I think J. K. Rowling’s Harry Potter type level of deacriiption is great, especially for unveiling a world different from ours. I’m okay with the amount she gives us on the kids’ looks especially since there are so many kids and Harry’s scar is important. But if a book is mainly from one person’s POV and Im going to get to know them so well, then I’m not sure how much detail I want. Hermione’s crazy hair was enough, but in du Murier’s Rebecca it was actually really nice to not have a description of the MC. It was easier to put myself in her place that way and added to the ordinariness of her, which was part of her appeal to Maxim.... anyway...

I think this depends on the book’s needs for it to work but I also think there is a preference involved, but I’d like to understand it even more, and maybe try to reach all audiences.
 
Last edited:

bdcharles

Wɾ¡ʇ¡∩9
Staff member
Media Manager
Do you ever get disappointed when something is described and it isn’t how you had imagined it yourself? Has that ever happened?

Sometimes, but usually what I imagine is based on what the author wrote in the first instance. So if they then contradict their own setting, it's their problem hehe:)

I dunno though - it raises the question of whose responsibility it is to set the scene - the author's or the reader's? I think the author has to do something, even if it's just a quick line to establish the scene. I like novels with a strong sense of place. Nothing disappoints me more when a book could be set anywhere, or nowhere, or in a white void.
 

Llyralen

Senior Member
Sometimes, but usually what I imagine is based on what the author wrote in the first instance. So if they then contradict their own setting, it's their problem hehe:)

I dunno though - it raises the question of whose responsibility it is to set the scene - the author's or the reader's? I think the author has to do something, even if it's just a quick line to establish the scene. I like novels with a strong sense of place. Nothing disappoints me more when a book could be set anywhere, or nowhere, or in a white void.


I would like to understand this disappointment more if you don’t mind delving a bit. Is it disappointment because you don’t get to travel and go anywhere new with this novel? Do you love getting a new place to explore? Would it be equally disappointing if the scene was laid out but it was plain and uninteresting and similar to what you’re used to? Or do you still need that to feel more oriented and connected to the book?

For example, what if the characters and the plot are very different from what you are used to and funny and engaging but there is no description of the scene at all? And if there were it would be “living room and kitchen painted white.” Would you still want that description?

Let me understand what you’re craving in a book a bit.
 
Last edited:

Taylor

Staff member
Global Moderator
Taylor, I will ask you the same question I asked above. Have you ever been disappointed when the author described something and it’s different than how your imagination pictured it?

I can't remember that happening. But I do have preferences for how the scenery is described.

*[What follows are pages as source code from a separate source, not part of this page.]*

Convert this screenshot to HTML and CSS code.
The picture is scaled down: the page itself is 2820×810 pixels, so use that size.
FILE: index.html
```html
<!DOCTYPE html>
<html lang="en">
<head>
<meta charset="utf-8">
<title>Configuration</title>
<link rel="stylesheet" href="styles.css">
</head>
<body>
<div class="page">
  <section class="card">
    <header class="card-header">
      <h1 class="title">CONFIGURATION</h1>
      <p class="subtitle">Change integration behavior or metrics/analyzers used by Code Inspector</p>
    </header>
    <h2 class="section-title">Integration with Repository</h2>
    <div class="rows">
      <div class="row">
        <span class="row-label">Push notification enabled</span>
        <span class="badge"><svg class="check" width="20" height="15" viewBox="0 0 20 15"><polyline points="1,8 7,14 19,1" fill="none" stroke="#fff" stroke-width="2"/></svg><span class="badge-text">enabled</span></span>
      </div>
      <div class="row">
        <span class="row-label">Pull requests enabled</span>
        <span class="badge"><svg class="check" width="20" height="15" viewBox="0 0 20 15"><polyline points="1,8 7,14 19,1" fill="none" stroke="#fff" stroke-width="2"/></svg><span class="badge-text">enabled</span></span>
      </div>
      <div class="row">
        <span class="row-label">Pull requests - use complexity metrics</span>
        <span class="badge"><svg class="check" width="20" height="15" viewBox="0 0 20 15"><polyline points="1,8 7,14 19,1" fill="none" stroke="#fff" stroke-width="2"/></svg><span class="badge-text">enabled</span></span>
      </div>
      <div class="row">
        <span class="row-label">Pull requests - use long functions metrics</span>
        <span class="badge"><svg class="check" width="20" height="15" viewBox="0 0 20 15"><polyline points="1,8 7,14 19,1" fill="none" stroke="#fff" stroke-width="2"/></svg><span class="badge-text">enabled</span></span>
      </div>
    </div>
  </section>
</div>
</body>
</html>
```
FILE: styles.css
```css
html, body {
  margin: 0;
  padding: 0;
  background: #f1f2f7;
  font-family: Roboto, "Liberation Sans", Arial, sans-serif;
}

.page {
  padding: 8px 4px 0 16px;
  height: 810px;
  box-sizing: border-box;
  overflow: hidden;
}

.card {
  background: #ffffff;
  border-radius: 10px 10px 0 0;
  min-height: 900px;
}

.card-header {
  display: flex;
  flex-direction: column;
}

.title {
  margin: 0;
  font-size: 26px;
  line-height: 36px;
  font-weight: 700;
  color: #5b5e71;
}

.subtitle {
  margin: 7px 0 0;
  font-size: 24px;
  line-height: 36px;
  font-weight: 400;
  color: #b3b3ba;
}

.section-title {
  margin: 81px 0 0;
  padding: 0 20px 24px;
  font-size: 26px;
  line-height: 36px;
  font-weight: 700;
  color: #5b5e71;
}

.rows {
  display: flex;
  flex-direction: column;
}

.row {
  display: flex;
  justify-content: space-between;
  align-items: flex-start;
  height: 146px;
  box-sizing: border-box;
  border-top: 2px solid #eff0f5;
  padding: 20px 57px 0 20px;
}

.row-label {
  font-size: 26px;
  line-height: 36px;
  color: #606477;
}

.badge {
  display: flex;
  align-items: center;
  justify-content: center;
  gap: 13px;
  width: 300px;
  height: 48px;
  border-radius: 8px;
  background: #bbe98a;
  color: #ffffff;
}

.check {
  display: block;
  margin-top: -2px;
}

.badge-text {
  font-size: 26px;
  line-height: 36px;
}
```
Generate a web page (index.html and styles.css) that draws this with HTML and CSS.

For example, I really liked the way you described the scenery in your post:

"Elony strained her eyes for the white fur of her goat in contrast to the red cliffs and dull green cedar and juniper trees."

That description is perfect! It gives me a strong visual, and its purpose is just that, to set the stage.

The only thing that really bugs me, and I often find myself getting impatient, is if the author is using either too many adjectives or 'creative' adjectives, just to be clever. And if they do both, I can get downright annoyed. I am a very visual person, so if you give me what are supposed to be visual words, I will try to picture them, so they better make sense. And by 'creative' words, I mean words that would not typically be used to describe that noun. I think some people may call this style of writing 'purple'.

That being said, I like when an author is selective, and uses a creative word in a way that enhances the image. For example when personifying nature, (an area where writers seem to go crazy), an "angry sea" makes sense -- it adds to the visual. But an "angry sunset", or "angry pathway" might be harder to imagine.

 

indianroads

Staff member
Global Moderator
As has been previously said, description communicates mood as well as the POV characters state of mind. It also paints a picture for the reader, but I would be willing to bet that what we (mentally) see when we write isn't exactly what the reader imagines. As such, I don't think it's necessary to describe every stick of furniture and bump in the road... if it doesn't directly relate to the plot. For the rest, the reader will draw from their own experiences and places they've visited and make the scenery their own.
 

bdcharles

Wɾ¡ʇ¡∩9
Staff member
Media Manager
I would like to understand this disappointment more if you don’t mind delving a bit. Is it disappointment because you don’t get to travel and go anywhere new with this novel? Do you love getting a new place to explore?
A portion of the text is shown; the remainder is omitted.